Jake: ‘sometimes we just like to intrude on other people’s grief’
  • Monsieur Salut writes: our friends at the Arsenal fan site Gunners Town (is the Steve Wellman in that linked item the Arsenal-supporting Steve Wellman I once worked with?) react with detached amusement when we dare to mention their club’s problems and wish they were ours.

    Last month, a piece in Arsène Wenger’s defence appeared on these pages. It was written by my daughter Nathalie, who once turned out as a sub in an Arsenal ladies’ pre-season friendly (they beat Swindon something like 13-1, Nathalie later had a trials evening at Highbury – she’s a good player, still –  but lacked the exceptional fitness levels required and went off to QPR instead).

    Gunners Town indulgently retweeted a link to her piece, which criticised the “bleating from Arsenal fans and the media about how Wenger needs to go” and included the immortal words: “My dad says he would love to have the kind of failure Arsenal have had.”

    A few hours after Nathalie’s article appeared, Arsenal were soundly beaten 5-1 at Bayern Munich. She saw no reason to change her mind. I am now awaiting her response to last night’s debacle, 5-1 all over again and this time at the Emirates (was it even quieter than usual there?). Don’t worry Gooners, losing at home by four clear goals feels a bit less painful once it’s happened a few times.

    Anyway, and this time with only the most tenuous of Sunderland links (Brian Clough’s decline as manager; we never saw decline as player, just a career-ending injury and regretted that he never managed us), is a dignified and well-argued post-Bayern II lament from Gary Lawrence, an Arsenal season ticket holder for more than 40 years. If you come here only to read about Sunderland, feel free to leave now. But what constitutes success and sackable-offence failure is a good football talking point … and yes, M Salut would still accept the sort of failure Arsenal fans have to endure: fifth top, League Cup quarter finalists, FA Cup semis, Champions League last 16.

    Maybe what north London needs is a few seasons of nailbiting escape acts from relegation, always fearing – as we do now – that time may have run out. Could be character-building …


    Nathalie, left, and team-mates in women’s football (Old Actonians). They get exasperated watching us play

     

    Like many Arsenal fans I am absolutely gutted at the state my club is in. However, I do actually feel very sad about what has become of our once outstanding manager. His current situation reminds so much of the demise of another wonderful manager Brian Clough. The pressure and strain told physically and mentally on Cloughie in just the same way it is affecting Arsène Wenger.

    Arsène reminds me of a once great heavyweight champion who has gone on too long believing they can still recapture and go back to being the great fighter they once were. Instead, they end up mere shadows of their former selves and taking too much punishment.

    Arsène is on the ropes being battered by the media, the pundits and the fans. Every new defeat is a hammer blow to the head sending him reeling to the canvas where Ivan Gazidis, his corner man is banging on the canvas saying “Get up champ you can still do it”.

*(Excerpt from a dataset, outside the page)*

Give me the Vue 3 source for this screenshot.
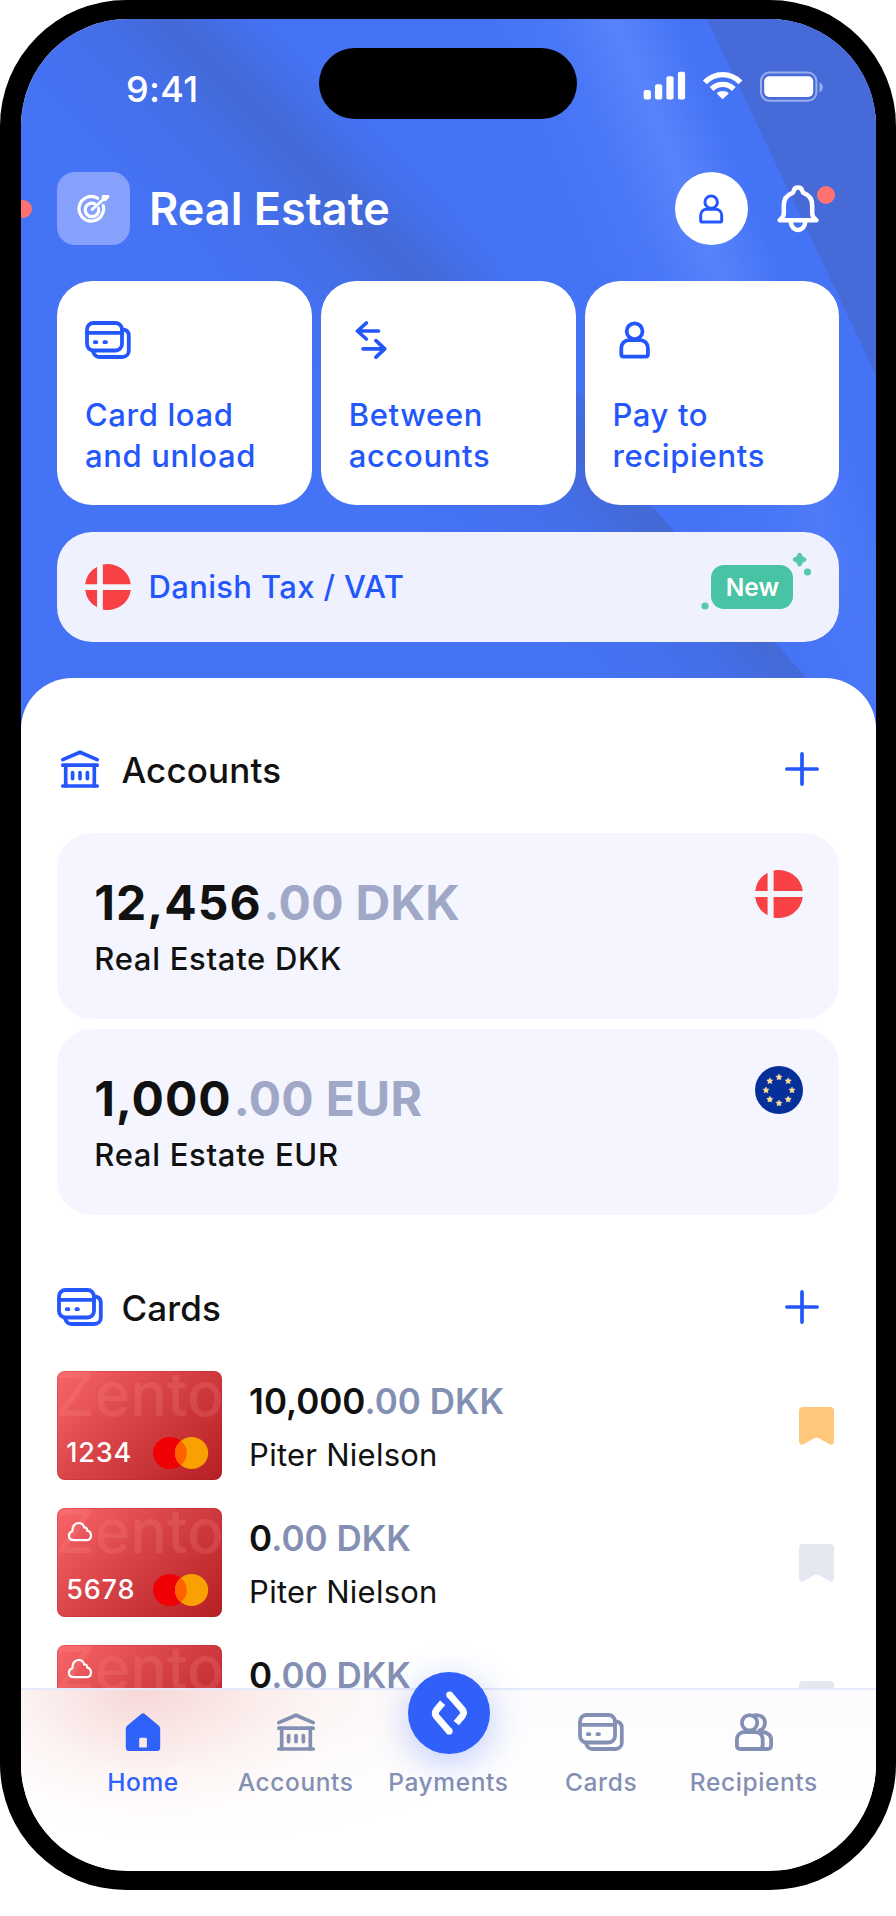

    His manager Stan Kroenke, who is unfortunately not at ringside as he has other fish to fry, wanting him to sign that two year contract so he can line-up yet more fights for Arsène to take more beatings and more defeats inflicting further damage. Arsenal is Arsène Wenger’s whole life for the last 21 years and his love for Arsenal and pride will not allow him him to quit.

    Come on Ivan, we love Arsène too much for all the stunning brilliant times he has given us. All those superb teams, players and the trophies he won, to see him end up getting humiliated and a figure of fun. This man gave us the “Invincibles” but the man himself is not invincible.

    It is time for Stan, Ivan and the rest of the seconds like Joel Kroenke, Sir Chips Keswick and Lord Harris of Peckham, to do the right thing for once. They need grow a collective pair of balls and throw the towel into the ring, to take proud fighter out of the firing line, withdraw that two-year contract before Arsène ends up being out for the count.

  • Arsène Wenger inanimate

    2 thoughts on “Arsenal fans gun for Wenger but how Sunderland would relish his ‘failure’”

    1. I fear Wenger’s time is up but I hope that if those in charge at Arsenal do decide to get rid, they do it for rational reasons.

      I am uneasy about the way the internet and social media create snowball effects once they get their teeth into something. In the past when journalists’ articles would be available mainly via printed media, there was time to reflect and debate issues. Nowadays it seems, that once something appears on the web, it is copy and pasted (and sometimes not even edited) and republished hundreds of times as if it was someone’s own work.

      The obsession many have with social media and the fact it has become a platform for many to voice their opinions can give weight to a point of view and influence the hard of thinking.

      Now I may be wrong but would Allardyce have become England manager without a concerted effort from the press and online world? Once he was touted as a possible it quickly became an assumption that he was the right man for the job and the clamour for his appointment was overwhelming. I’m not sure the F.A. was thinking the same way before the clamour for his appointment.

      There’s no way of knowing how we would have fared this season had he still been in charge and there’s no way of knowing how England or Arsenal would have done had Wenger, who was suggested as a possible successor to Hodgson, taken the job.

    2. Cloughie admired Arsene’s approach to football.

      I don’t think you can compare Clough’s demise to Arsene’s. Clough was in a really unhealthy state at the end of his career.

      I lived in Highbury in the late 70s and have to report that I never heard a roar, I am not taking the mick, honest, I was living 200 yards away from the ground -in mountfield road.

      I think Arsene deserves better from the fans. I hope they win the FA Cup with him in charge, that would be a nice way to say goodbye to the millenial whingers and Piers sodding Morgan.

      Any true footy fan must admire a guy that made Henry into the player he became (yes, I know he cheated with the handball against Ireland), and, sadly, the last FA cup goal at Roker was a majestic one by Bergkamp…..who had almost broken Bracewell’s leg the week before….but hey, don’t you think Roker Park deserved to have that graceful goal?

      I think the London based media obsession is tarnishing a great manager.